【コロナ禍】急転直下に「収入激減世帯に30万円」から「一律1人当たり現金10万円」となったその背景
公明党が激変した
まるで急転直下のように決まった「一律1人当たり現金10万円給付」の件。そのきっかけは、山口那津男代表が4月15日午前に安倍首相と約20分間面会し、直談判したことだった。
「一律1人当たり10万円の給付、これを組み替えて実行すべし、と。1次補正として実行すべしということをご提案しているわけであります」
翌16日午前に開かれた同党の中央幹事会で、山口代表は安倍首相に求めた内容について説明した。この時の安倍首相の返答は、「方向性をもって検討する」。その翌朝に山口代表が電話した時、安倍首相は「引き取って検討する」と述べたという。
結果的に公明党の主張がまるごと通ったことになる。だが公明党は当初から、「一律1人当たり現金10万円」を主張していたわけではない。
同党の斉藤哲夫新型コロナウイルス感染症対策本部長兼幹事長らが3月31日に安倍晋三首相に申し入れた提言書には、「収入が大幅に減少するなど深刻な影響が生じている人に1人当たり10万円給付」と明記。斉藤幹事長は3月27日の会見でも、「安定した収入がある方は、今回は対象外」と説明している。
にもかかわらず、公明党は一気に「一律給付」に変容した。「山口代表が変わったからだ」と、公明党関係者は話す。「どうやら“線路の向こう”から相当強く言われたらしい」
“線路の向こう”とは支持母体の創価学会を意味する。創価学会の通称になっている中央線「信濃町」駅を挟んで、創価学会本部と公明党本部が位置するからだ。
連立解消も辞さない構えだった公明党
しかし自民党も抵抗した。1次補正予算は16兆8057億円で、その全額を国債の発行でまかなうことになる。「大幅収入減の世帯に30万円支給」なら約4兆円で足りるが、「国民全員に一律10万円支給」となると約12兆円の財源が必要。第1次補正予算を大きく組み替えなくてはならなくなる。
15日夜に自公の幹事長らが協議したものの、話し合いは付かず、平行線のままで終わった。そのため公明党は、16日午前の衆議院予算委員会の理事懇を欠席。一歩も引かないという意地を見せるととともに、最終的には山口代表の口から「閣外に出る」との言葉も出たという。
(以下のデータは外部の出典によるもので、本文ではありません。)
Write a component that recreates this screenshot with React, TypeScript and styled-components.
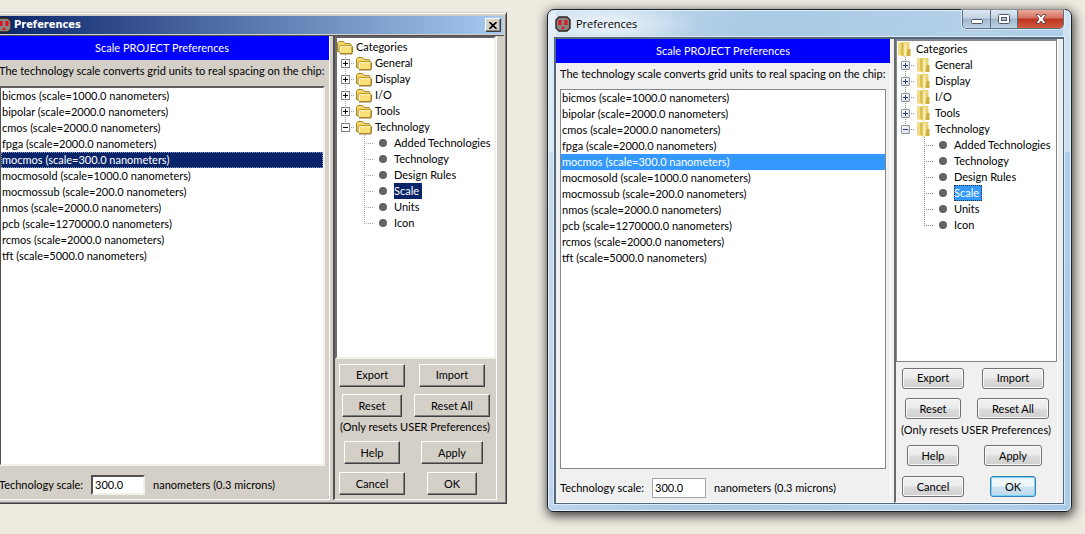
import React, { useState } from "react";
import styled, { createGlobalStyle, css, DefaultTheme, ThemeProvider } from "styled-components";

declare module "styled-components" {
  export interface DefaultTheme {
    kind: "classic" | "aero";
    face: string;
    accent: string;
    guide: string;
  }
}

const classic: DefaultTheme = { kind: "classic", face: "#d4d0c8", accent: "#0a246a", guide: "#a0a0a0" };
const aero: DefaultTheme = { kind: "aero", face: "#f0f0f0", accent: "#3399ff", guide: "#8c8c8c" };

const GlobalStyle = createGlobalStyle`
  * { box-sizing: border-box; }
  body {
    margin: 0;
    background: #edeae0;
    color: #000;
    font: 11px/16px Lato, sans-serif;
  }
  button, input { font: inherit; color: inherit; }
  ul { margin: 0; padding: 0; list-style: none; }
`;

const Desktop = styled.main`
  height: 100vh;
  overflow: hidden;
  padding: 9px 13px 0 0;
`;

const Windows = styled.div`
  display: grid;
  grid-template-columns: minmax(0, 507fr) minmax(0, 525fr);
  gap: 40px;
  align-items: start;
`;

const classicFrame = css`
  margin: 3px 0 0 -8px;
  padding: 2px 2px 3px;
  border: 1px solid;
  border-color: #d4d0c8 #404040 #404040 #d4d0c8;
  box-shadow: inset 1px 1px #fff, inset -1px -1px #808080;
  background: #d4d0c8;
`;

const aeroFrame = css`
  padding: 0 7px 7px 6px;
  border: 1px solid #17222d;
  border-radius: 7px 7px 6px 6px;
  box-shadow: inset 0 0 0 1px #e4f1fb, 1px 3px 11px 1px rgba(0, 0, 0, 0.75);
  background:
    radial-gradient(ellipse 90px 24px at 60px 14px, rgba(255, 255, 255, 0.75), transparent),
    linear-gradient(to bottom, rgba(255, 255, 255, 0.4) 0 142px, transparent 142px) left / 8px 100% no-repeat,
    linear-gradient(to bottom, rgba(255, 255, 255, 0.4) 0 142px, transparent 142px) right / 8px 100% no-repeat,
    linear-gradient(100deg, #c9deef 0, #a9c9e4 35%, #b4d0e9 70%, #a9cbe8 100%);
`;

const Frame = styled.section`
  ${({ theme }) => (theme.kind === "classic" ? classicFrame : aeroFrame)}
`;

const TitleBar = styled.header`
  display: flex;
  align-items: center;
  ${({ theme }) =>
    theme.kind === "classic"
      ? css`
          height: 18px;
          margin: 1px 1px 1px;
          padding: 0 2px 0 0;
          gap: 2px;
          color: #fff;
          background: linear-gradient(to right, #0a246a, #a6caf0);
        `
      : css`
          height: 27px;
          padding-left: 1px;
          gap: 5px;
        `}
`;

const Title = styled.h1`
  flex: 1;
  margin: 0;
  ${({ theme }) =>
    theme.kind === "classic"
      ? css`
          font-family: "DejaVu Sans Condensed", "DejaVu Sans", sans-serif;
          font-size: 11px;
          font-weight: bold;
        `
      : css`
          font-family: "Open Sans", sans-serif;
          font-size: 11px;
          font-weight: normal;
        `}
`;

const ClassicClose = styled.button`
  display: grid;
  place-items: center;
  width: 16px;
  height: 14px;
  padding: 0;
  border: 1px solid;
  border-color: #fff #404040 #404040 #fff;
  box-shadow: inset -1px -1px #808080;
  background: #d4d0c8;
  color: #000;
`;

const CaptionButtons = styled.div`
  display: flex;
  align-self: flex-start;
  overflow: hidden;
  border: 1px solid #5b6f83;
  border-top: 0;
  border-radius: 0 0 5px 5px;
  box-shadow: 0 0 0 1px rgba(255, 255, 255, 0.5);
`;

const CaptionButton = styled.button<{ $close?: boolean }>`
  display: grid;
  place-items: center;
  width: ${({ $close }) => ($close ? 46 : 27)}px;
  height: 18px;
  padding: 0;
  border: 0;
  border-left: 1px solid #5b6f83;
  background: ${({ $close }) =>
    $close
      ? "linear-gradient(#e9a99c 0, #d4705f 45%, #bc3320 50%, #d35a3e 100%)"
      : "linear-gradient(#dde8f2 0, #c3d3e2 45%, #9fb5c9 50%, #bfd3e5 100%)"};
  &:first-child { border-left: 0; }
`;

const Client = styled.div`
  display: grid;
  grid-template-columns: minmax(0, 1fr) 164px;
  column-gap: 3px;
  background: ${({ theme }) => theme.face};
  ${({ theme }) =>
    theme.kind === "classic"
      ? css`
          padding-right: 7px;
          border-top: 1px solid #505050;
        `
      : css`
          padding-right: 5px;
          border: 1px solid #55677e;
          border-width: 2px 1px 1px 2px;
          box-shadow: 0 0 0 1px #dcebf7;
        `}
`;

const Editor = styled.div`
  display: flex;
  flex-direction: column;
  border-right: 1px solid #fff;
  border-bottom: 1px solid #fff;
`;

const Banner = styled.h2`
  margin: 0;
  background: #00f;
  color: #fff;
  font-size: 11px;
  font-weight: normal;
  line-height: 24px;
  text-align: center;
`;

const Message = styled.p`
  margin: 0;
  padding: 3px 4px 7px;
  white-space: nowrap;
`;

const ScaleList = styled.ul`
  flex: 1;
  margin: 0 4px;
  background: #fff;
  cursor: default;
  ${({ theme }) =>
    theme.kind === "classic"
      ? css`
          border: 2px solid;
          border-color: #606060 #f2f0ea #f2f0ea #505050;
        `
      : css`
          border: 1px solid #828790;
        `}
`;

const ScaleOption = styled.li<{ $selected: boolean }>`
  padding: 0 1px;
  ${({ $selected, theme }) =>
    $selected &&
    css`
      background: ${theme.accent};
      color: #fff;
      ${theme.kind === "classic" && "outline: 1px dotted #8a97bd; outline-offset: -1px;"}
    `}
`;

const FieldRow = styled.div`
  display: flex;
  align-items: center;
  height: 33px;
  padding: 4px 4px 0;
`;

const ScaleInput = styled.input`
  width: 54px;
  height: 20px;
  margin: 0 8px;
  padding: 0 2px;
  background: #fff;
  ${({ theme }) =>
    theme.kind === "classic"
      ? css`
          border: 2px solid;
          border-color: #505050 #f2f0ea #f2f0ea #505050;
        `
      : css`
          border: 1px solid #a0a5ad;
        `}
`;

const Side = styled.aside`
  display: flex;
  flex-direction: column;
  border-left: 2px solid #505050;
  border-right: 1px solid #fff;
  border-bottom: 1px solid #fff;
  ${({ theme }) => theme.kind === "aero" && "border-left-color: #696969;"}
`;

const Tree = styled.ul`
  min-height: 323px;
  background: #fff;
  cursor: default;
  ${({ theme }) =>
    theme.kind === "classic"
      ? css`
          padding-top: 1px;
          border: 2px solid;
          border-color: #606060 #f2f0ea #f2f0ea #707070;
        `
      : css`
          border: 1px solid #828790;
          border-top-width: 2px;
        `}
`;

const Node = styled.li<{ $indent?: boolean }>`
  display: flex;
  align-items: center;
  gap: 3px;
  height: 16px;
  padding-left: ${({ $indent }) => ($indent ? 19 : 0)}px;
`;

const Guide = styled.span<{ $last?: boolean }>`
  display: flex;
  flex: none;
  align-items: center;
  width: 19px;
  height: 16px;
  margin-right: -3px;
  padding-left: 4px;
  background:
    repeating-linear-gradient(to bottom, ${({ theme }) => theme.guide} 0 1px, transparent 1px 2px) 8px 0 / 1px
      ${({ $last }) => ($last ? "9px" : "16px")} no-repeat,
    repeating-linear-gradient(to right, ${({ theme }) => theme.guide} 0 1px, transparent 1px 2px) 8px 8px / 10px 1px
      no-repeat;
`;

const Toggle = styled.button`
  display: grid;
  place-items: center;
  width: 9px;
  height: 9px;
  padding: 0;
  border: 1px solid #808080;
  background: #fff;
  color: #000;
  ${({ theme }) =>
    theme.kind === "aero" &&
    css`
      border-color: #8a94a3;
      border-radius: 1px;
      background: linear-gradient(135deg, #fff, #d8dce2);
      color: #27408b;
    `}
`;

const Bullet = styled.span`
  flex: none;
  width: 8px;
  height: 8px;
  margin: 0 4px;
  border-radius: 4px;
  background: #636363;
`;

const Label = styled.span<{ $selected?: boolean }>`
  padding-right: 3px;
  white-space: nowrap;
  ${({ $selected, theme }) =>
    $selected &&
    css`
      background: ${theme.accent};
      color: #fff;
      outline: 1px dotted ${theme.kind === "aero" ? "#333" : theme.accent};
      outline-offset: -1px;
    `}
`;

const Actions = styled.div`
  display: grid;
  grid-template-columns: 74px 86px;
  grid-template-rows: 32px 29px 17px 31px 31px;
  place-items: center;
`;

const Note = styled.p`
  grid-column: 1 / -1;
  align-self: start;
  margin: 0;
  line-height: 14px;
  white-space: nowrap;
`;

const ActionButton = styled.button<{ $primary?: boolean }>`
  ${({ theme, $primary }) =>
    theme.kind === "classic"
      ? css`
          height: 23px;
          padding: 0 16px;
          border: 1px solid;
          border-color: #fff #404040 #404040 #fff;
          box-shadow: inset -1px -1px #808080;
          background: #d4d0c8;
        `
      : css`
          height: 21px;
          padding: 0 14px;
          border: 1px solid ${$primary ? "#3c7fb1" : "#707070"};
          border-radius: 3px;
          box-shadow: inset 0 0 0 1px ${$primary ? "#6fd3f5" : "#fafafa"};
          background: ${$primary
            ? "linear-gradient(#eef6fb 0 48%, #cfe3f0 52%, #bdd9ea)"
            : "linear-gradient(#f2f2f2 0, #ebebeb 48%, #dddddd 52%, #cfcfcf)"};
        `}
`;

const NextLine = styled.svg`
  display: block;
  margin: 22px 0 0 40px;
`;

const OutletIcon = () => (
  <svg width="16" height="16" viewBox="0 0 16 16" aria-hidden="true">
    <path d="M4 1h8l3 3v8l-3 3H4l-3-3V4z" fill="#8b8580" stroke="#2b2523" strokeWidth="1.4" />
    <path d="M3.5 4h3v5h-3zM9.500 4h3v5h-3zM6.500 12l1.500-2 1.500 2v1h-3z" fill="#e01322" />
  </svg>
);

const ClassicFolder = () => (
  <svg width="16" height="16" viewBox="0 0 16 16" aria-hidden="true">
    <path d="M.5 12.500V4L2 2.500h4.500L8 4.500h5l1 1.500v7z" fill="#f7d968" stroke="#a8852a" />
    <path d="M3 6.500h11l1.500 1V13L14.500 14.500H3.500L2 13V8z" fill="#fbdf78" stroke="#b8952f" />
    <path d="M3.500 7.500h10.500M3.500 8v5" stroke="#fff6c4" fill="none" />
    <path d="M3 15h12v-7" fill="none" stroke="#7d6418" strokeWidth=".8" />
  </svg>
);

const AeroFolder = () => (
  <svg width="16" height="16" viewBox="0 0 16 16" aria-hidden="true">
    <path d="M1 1.500l5-.500v14l-5-.500z" fill="#efdc88" />
    <path d="M4 2l4-1v15l-4-2z" fill="#dcbf4c" />
    <path d="M6.500 1h6v14h-6z" fill="#ead576" />
    <path d="M7.500 2.500h2V15H7z" fill="#f8eeb6" />
    <path d="M10.500 8H13.500v7h-4z" fill="#cfae3c" />
  </svg>
);

const ToggleSign = ({ open }: { open: boolean }) => (
  <svg width="5" height="5" viewBox="0 0 5 5" aria-hidden="true">
    <path d={open ? "M0 2h5v1H0z" : "M0 2h5v1H0zM2 0h1v5H2z"} fill="currentColor" />
  </svg>
);

const scales: [string, string][] = [
  ["bicmos", "1000.0"],
  ["bipolar", "2000.0"],
  ["cmos", "2000.0"],
  ["fpga", "2000.0"],
  ["mocmos", "300.0"],
  ["mocmosold", "1000.0"],
  ["mocmossub", "200.0"],
  ["nmos", "2000.0"],
  ["pcb", "1270000.0"],
  ["rcmos", "2000.0"],
  ["tft", "5000.0"],
];
const groups = ["General", "Display", "I/O", "Tools", "Technology"];
const pages = ["Added Technologies", "Technology", "Design Rules", "Scale", "Units", "Icon"];

function CategoryTree({ kind }: { kind: DefaultTheme["kind"] }) {
  const [open, setOpen] = useState(true);
  const [page, setPage] = useState("Scale");
  const Folder = kind === "classic" ? ClassicFolder : AeroFolder;
  return (
    <Tree role="tree" aria-label="Categories">
      <Node role="treeitem">
        <Folder />
        <Label>Categories</Label>
      </Node>
      {groups.map((name) => {
        const last = name === "Technology";
        const expanded = last && open;
        return (
          <Node key={name} role="treeitem" aria-expanded={expanded}>
            <Guide $last={last}>
              <Toggle
                type="button"
                aria-label={`${expanded ? "Collapse" : "Expand"} ${name}`}
                onClick={() => last && setOpen(!open)}
              >
                <ToggleSign open={expanded} />
              </Toggle>
            </Guide>
            <Folder />
            <Label>{name}</Label>
          </Node>
        );
      })}
      {open &&
        pages.map((name) => (
          <Node key={name} $indent role="treeitem" aria-selected={name === page} onClick={() => setPage(name)}>
            <Guide $last={name === "Icon"} />
            <Bullet />
            <Label $selected={name === page}>{name}</Label>
          </Node>
        ))}
    </Tree>
  );
}

function PreferencesWindow({ theme }: { theme: DefaultTheme }) {
  const [selected, setSelected] = useState("mocmos");
  const fieldId = `scale-${theme.kind}`;
  return (
    <ThemeProvider theme={theme}>
      <Frame>
        <TitleBar>
          <OutletIcon />
          <Title>Preferences</Title>
          {theme.kind === "classic" ? (
            <ClassicClose type="button" aria-label="Close">
              <svg width="8" height="7" viewBox="0 0 8 7" aria-hidden="true">
                <path d="M.5 0l7 7M7.500 0l-7 7" stroke="currentColor" strokeWidth="1.6" />
              </svg>
            </ClassicClose>
          ) : (
            <CaptionButtons>
              <CaptionButton type="button" aria-label="Minimize">
                <svg width="12" height="12" viewBox="0 0 12 12" aria-hidden="true">
                  <rect x=".5" y="6.500" width="11" height="4" rx="1" fill="#fff" stroke="#4d5966" />
                </svg>
              </CaptionButton>
              <CaptionButton type="button" aria-label="Maximize">
                <svg width="12" height="10" viewBox="0 0 12 10" aria-hidden="true">
                  <rect x=".5" y=".5" width="11" height="9" rx="1" fill="#fff" stroke="#4d5966" />
                  <rect x="3.500" y="3.500" width="5" height="3" fill="#b7c6d4" stroke="#4d5966" />
                </svg>
              </CaptionButton>
              <CaptionButton type="button" aria-label="Close" $close>
                <svg width="12" height="10" viewBox="0 0 12 10" aria-hidden="true">
                  <path
                    d="M1 .5h3L6 3 8 .5h3L8 5l3 4.500H8L6 7 4 9.500H1L4 5z"
                    fill="#fff"
                    stroke="#5c3a3c"
                    strokeWidth=".8"
                  />
                </svg>
              </CaptionButton>
            </CaptionButtons>
          )}
        </TitleBar>
        <Client>
          <Editor>
            <Banner>Scale PROJECT Preferences</Banner>
            <Message>The technology scale converts grid units to real spacing on the chip:</Message>
            <ScaleList role="listbox" aria-label="Technologies">
              {scales.map(([name, value]) => (
                <ScaleOption
                  key={name}
                  role="option"
                  aria-selected={name === selected}
                  $selected={name === selected}
                  onClick={() => setSelected(name)}
                >
                  {name} (scale={value} nanometers)
                </ScaleOption>
              ))}
            </ScaleList>
            <FieldRow>
              <label htmlFor={fieldId}>Technology scale:</label>
              <ScaleInput id={fieldId} defaultValue="300.0" />
              <span>nanometers (0.3 microns)</span>
            </FieldRow>
          </Editor>
          <Side>
            <CategoryTree kind={theme.kind} />
            <Actions>
              <ActionButton type="button">Export</ActionButton>
              <ActionButton type="button">Import</ActionButton>
              <ActionButton type="button">Reset</ActionButton>
              <ActionButton type="button">Reset All</ActionButton>
              <Note>(Only resets USER Preferences)</Note>
              <ActionButton type="button">Help</ActionButton>
              <ActionButton type="button">Apply</ActionButton>
              <ActionButton type="button">Cancel</ActionButton>
              <ActionButton type="button" $primary>
                OK
              </ActionButton>
            </Actions>
          </Side>
        </Client>
      </Frame>
    </ThemeProvider>
  );
}

export default function App() {
  return (
    <>
      <GlobalStyle />
      <Desktop>
        <Windows>
          <PreferencesWindow theme={classic} />
          <PreferencesWindow theme={aero} />
        </Windows>
        <NextLine width="66" height="2" viewBox="0 0 66 2" aria-hidden="true">
          <path d="M0 0h5v2H0zM10 0h1v2h-1zM16 0h1v2h-1zM63 0h2v2h-2z" fill="#111" />
        </NextLine>
      </Desktop>
    </>
  );
}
これには安倍首相もすぐに対処せざるを得ず、午前11時半に麻生太郎副総理兼財務相が太田充主計局長を呼び寄せ、お昼に二階俊博幹事長、林幹雄幹事長代理、岸田文雄政調会長と協議した。中でも注目されたのは、岸田政調会長の存在だ。
ポスト安倍の芽はなくなった?
岸田政調会長は4月3日に官邸で安倍首相に具申し、その後に記者団に「焦点となる個人への現金給付について、一定の水準まで減少した世帯に対し、1世帯30万円支給するべきであるということを申し上げた」と述べている。いわば「減収1世帯30万円支給」の発案者だ。
だが岸田政調会長は16日夜には、「皆様の暮らしを守るために、自民党としても当初から訴えてきた10万円一律給付を前倒しで実施することを総理が決断しました」とTwitterに書き入れ、立場を豹変させた。
問われるスピード感
補正予算は週明けに審議入りしするが、政府与党はできるなら22日に成立させ、5月内に現金を支給したい。しかしきちんと審議するなら、補正予算の成立は5月1日となる予定だ。
「その場合、給付されるのは6月以降になるだろう」
国民民主党の玉木雄一郎代表は給付の遅さを憂慮する。玉木代表が「一律1人当たり現金10万円支給」を提唱したのは3月9日で、永田町で最も早い。
「最も大事なのはスピードだ。だから私は早くから『10万円配れ』と提唱してきた」
さらにコロナ禍が長期化する場合、「景気が回復するまで、一律1人当たり月額3万円ずつ支給」も考えているという玉木代表は、すでに次のステップに進んでいる。果たして政府与党は、追いつけるのか。